Of course, Muslim societies face a particular hurdle in dealing with this. Most Muslims have traditionally been educated to believe that only the ulama have a right to talk about Islam. Ordinary Muslims like us who do not speak Arabic, who don’t wear the hijab, who don’t have a degree in Islam from the “right” universities, are told again and again that we do not have a right to speak publicly on Islam.

What are the implications to democratic governance, to multi-racial Malaysia, if only a small group of people, the ulama, as traditionally believed, have the right to interpret the Qur’an, and codify the text in a manner that very often isolates the text from the socio -historical context of its revelation, isolates classical juristic opinion especially on women’s issues, from the socio-historical context of the lives of the founding jurists of Islam, and isolates our textual heritage from the context of contemporary society, the world that we live in today.
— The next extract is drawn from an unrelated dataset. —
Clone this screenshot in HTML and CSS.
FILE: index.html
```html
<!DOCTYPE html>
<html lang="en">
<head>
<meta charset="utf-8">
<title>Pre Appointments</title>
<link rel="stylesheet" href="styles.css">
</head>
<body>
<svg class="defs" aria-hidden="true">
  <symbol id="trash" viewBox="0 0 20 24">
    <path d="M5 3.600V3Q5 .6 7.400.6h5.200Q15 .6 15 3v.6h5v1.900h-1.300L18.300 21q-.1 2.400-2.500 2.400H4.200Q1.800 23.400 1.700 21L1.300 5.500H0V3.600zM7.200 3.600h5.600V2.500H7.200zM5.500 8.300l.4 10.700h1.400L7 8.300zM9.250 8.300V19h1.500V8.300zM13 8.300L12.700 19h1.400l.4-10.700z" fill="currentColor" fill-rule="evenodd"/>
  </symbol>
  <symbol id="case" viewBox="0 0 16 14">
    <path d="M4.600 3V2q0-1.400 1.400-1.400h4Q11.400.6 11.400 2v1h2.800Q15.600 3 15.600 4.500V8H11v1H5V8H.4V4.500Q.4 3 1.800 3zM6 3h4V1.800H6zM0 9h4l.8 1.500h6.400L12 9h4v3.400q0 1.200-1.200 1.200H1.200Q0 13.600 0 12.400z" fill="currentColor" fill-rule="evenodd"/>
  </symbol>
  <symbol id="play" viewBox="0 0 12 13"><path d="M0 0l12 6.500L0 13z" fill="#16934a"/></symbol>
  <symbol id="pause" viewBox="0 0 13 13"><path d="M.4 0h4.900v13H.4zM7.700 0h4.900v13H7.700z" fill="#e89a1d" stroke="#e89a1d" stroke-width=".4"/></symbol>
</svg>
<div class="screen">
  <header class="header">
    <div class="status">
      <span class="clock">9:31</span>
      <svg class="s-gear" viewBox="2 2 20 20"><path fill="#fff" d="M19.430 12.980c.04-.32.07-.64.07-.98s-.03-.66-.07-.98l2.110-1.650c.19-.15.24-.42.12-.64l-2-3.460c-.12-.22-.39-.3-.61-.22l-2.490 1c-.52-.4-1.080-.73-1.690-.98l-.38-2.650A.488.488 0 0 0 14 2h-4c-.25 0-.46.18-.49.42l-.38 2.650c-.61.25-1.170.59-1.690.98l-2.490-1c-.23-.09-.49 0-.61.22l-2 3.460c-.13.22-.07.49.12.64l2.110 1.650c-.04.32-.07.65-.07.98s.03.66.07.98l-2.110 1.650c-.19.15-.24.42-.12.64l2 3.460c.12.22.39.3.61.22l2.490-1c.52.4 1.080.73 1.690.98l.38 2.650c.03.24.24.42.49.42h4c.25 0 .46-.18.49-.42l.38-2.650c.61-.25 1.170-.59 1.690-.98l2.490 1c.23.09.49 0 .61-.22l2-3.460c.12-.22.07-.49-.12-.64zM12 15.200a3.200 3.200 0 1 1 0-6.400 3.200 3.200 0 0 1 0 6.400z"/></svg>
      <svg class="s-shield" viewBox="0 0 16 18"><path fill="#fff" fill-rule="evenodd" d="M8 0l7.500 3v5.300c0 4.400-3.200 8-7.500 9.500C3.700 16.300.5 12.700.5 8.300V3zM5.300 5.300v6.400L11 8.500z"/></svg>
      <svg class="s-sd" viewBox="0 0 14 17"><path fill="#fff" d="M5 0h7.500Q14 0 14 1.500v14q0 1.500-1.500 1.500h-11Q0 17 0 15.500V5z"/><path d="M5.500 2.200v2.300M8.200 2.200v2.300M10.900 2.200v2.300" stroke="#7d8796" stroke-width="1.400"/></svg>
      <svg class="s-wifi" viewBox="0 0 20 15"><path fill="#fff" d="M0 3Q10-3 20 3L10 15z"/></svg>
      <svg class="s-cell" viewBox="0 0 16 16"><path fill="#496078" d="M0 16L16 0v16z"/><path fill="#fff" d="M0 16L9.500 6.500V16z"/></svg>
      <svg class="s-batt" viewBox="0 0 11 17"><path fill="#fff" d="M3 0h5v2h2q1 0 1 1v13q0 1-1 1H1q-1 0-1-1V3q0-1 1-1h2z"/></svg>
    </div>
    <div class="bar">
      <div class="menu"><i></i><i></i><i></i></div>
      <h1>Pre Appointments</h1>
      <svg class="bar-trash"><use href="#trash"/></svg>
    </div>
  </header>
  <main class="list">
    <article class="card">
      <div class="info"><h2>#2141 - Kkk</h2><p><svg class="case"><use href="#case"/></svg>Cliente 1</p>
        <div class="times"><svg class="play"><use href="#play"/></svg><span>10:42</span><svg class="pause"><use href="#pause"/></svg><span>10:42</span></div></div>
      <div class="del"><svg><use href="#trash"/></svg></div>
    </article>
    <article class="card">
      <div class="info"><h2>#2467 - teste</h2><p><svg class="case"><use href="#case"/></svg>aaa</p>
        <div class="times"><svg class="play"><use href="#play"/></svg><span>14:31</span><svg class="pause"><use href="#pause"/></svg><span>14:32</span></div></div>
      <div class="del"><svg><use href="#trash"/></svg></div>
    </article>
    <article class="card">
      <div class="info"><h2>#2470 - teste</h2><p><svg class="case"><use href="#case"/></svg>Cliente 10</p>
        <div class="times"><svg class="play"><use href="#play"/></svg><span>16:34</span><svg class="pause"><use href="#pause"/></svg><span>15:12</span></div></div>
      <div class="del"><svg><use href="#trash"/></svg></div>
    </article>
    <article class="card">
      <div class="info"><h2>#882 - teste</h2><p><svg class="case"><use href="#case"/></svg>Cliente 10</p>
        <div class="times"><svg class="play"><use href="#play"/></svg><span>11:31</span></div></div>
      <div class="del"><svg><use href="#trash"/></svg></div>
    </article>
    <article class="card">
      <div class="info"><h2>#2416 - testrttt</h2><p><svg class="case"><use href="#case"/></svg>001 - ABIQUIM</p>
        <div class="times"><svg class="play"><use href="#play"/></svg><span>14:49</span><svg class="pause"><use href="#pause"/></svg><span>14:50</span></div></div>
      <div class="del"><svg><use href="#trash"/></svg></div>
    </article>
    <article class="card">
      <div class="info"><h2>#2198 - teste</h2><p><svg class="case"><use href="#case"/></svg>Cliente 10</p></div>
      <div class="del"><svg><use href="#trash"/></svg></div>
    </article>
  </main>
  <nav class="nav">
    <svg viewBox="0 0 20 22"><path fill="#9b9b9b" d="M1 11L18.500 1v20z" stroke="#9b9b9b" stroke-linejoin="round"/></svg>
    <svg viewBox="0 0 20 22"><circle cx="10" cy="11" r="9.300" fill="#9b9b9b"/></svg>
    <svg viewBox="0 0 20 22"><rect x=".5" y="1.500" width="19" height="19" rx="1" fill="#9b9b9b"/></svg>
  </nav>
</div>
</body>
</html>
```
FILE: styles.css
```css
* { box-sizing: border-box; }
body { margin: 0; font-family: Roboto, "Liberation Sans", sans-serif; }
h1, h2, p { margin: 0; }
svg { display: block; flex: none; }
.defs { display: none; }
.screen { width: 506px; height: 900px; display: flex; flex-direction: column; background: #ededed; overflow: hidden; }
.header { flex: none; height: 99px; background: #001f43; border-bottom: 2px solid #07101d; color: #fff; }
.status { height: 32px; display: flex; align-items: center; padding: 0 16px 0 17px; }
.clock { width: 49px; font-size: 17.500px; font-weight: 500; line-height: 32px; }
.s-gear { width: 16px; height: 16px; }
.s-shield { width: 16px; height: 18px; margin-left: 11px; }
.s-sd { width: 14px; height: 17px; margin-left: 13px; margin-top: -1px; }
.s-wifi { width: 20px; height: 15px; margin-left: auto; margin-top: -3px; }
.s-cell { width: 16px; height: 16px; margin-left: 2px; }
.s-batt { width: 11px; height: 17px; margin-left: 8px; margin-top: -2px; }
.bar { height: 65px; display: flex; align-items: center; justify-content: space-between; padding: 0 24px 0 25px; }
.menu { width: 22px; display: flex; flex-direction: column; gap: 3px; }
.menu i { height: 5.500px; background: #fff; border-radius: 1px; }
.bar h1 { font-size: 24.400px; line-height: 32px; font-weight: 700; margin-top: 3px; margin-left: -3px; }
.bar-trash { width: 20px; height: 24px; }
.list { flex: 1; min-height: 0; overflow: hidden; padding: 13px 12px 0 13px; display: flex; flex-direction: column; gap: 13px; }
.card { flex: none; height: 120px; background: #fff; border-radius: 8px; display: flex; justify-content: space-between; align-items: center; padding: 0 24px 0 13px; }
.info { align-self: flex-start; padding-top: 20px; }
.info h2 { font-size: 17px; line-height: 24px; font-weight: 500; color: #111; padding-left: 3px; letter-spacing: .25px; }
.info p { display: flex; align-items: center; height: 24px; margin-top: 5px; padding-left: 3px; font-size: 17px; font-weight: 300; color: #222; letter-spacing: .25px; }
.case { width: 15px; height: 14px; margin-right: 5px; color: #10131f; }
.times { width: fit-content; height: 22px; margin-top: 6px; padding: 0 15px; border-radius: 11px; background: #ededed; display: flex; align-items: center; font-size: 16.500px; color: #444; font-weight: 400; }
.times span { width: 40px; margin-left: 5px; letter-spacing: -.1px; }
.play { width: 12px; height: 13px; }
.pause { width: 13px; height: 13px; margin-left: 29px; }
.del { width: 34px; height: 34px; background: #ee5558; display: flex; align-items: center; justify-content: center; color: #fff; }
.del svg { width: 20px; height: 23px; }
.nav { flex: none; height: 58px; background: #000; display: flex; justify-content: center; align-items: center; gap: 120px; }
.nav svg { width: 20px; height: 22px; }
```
For us in Sisters in Islam, when Islam is used as a political ideology to gain power or to remain in power, when Islam is used as a tool for mobilisation for political objectives, when Islam is used as a source of laws and public policies to govern the lives of Muslims, when the use of Islam in public life affects the rights of others, the non-Muslims, when Islam is stripped of its ethical, intellectual, and spiritual dimensions and reduced into a one dimensional punitive legal system, then everyone has a right to speak on Islam and its impact on us as citizens, no matter what our credentials are and whether we are a Muslim or not. It is the future of Malaysia that is at stake here.

It is high time we wake up and reclaim the Islam that liberated women 1400 years ago, the Islam of justice, compassion and mercy, the Islam that upholds human freedom and dignity. That was our rich heritage lost. We need to reclaim that heritage and all must participate in this project.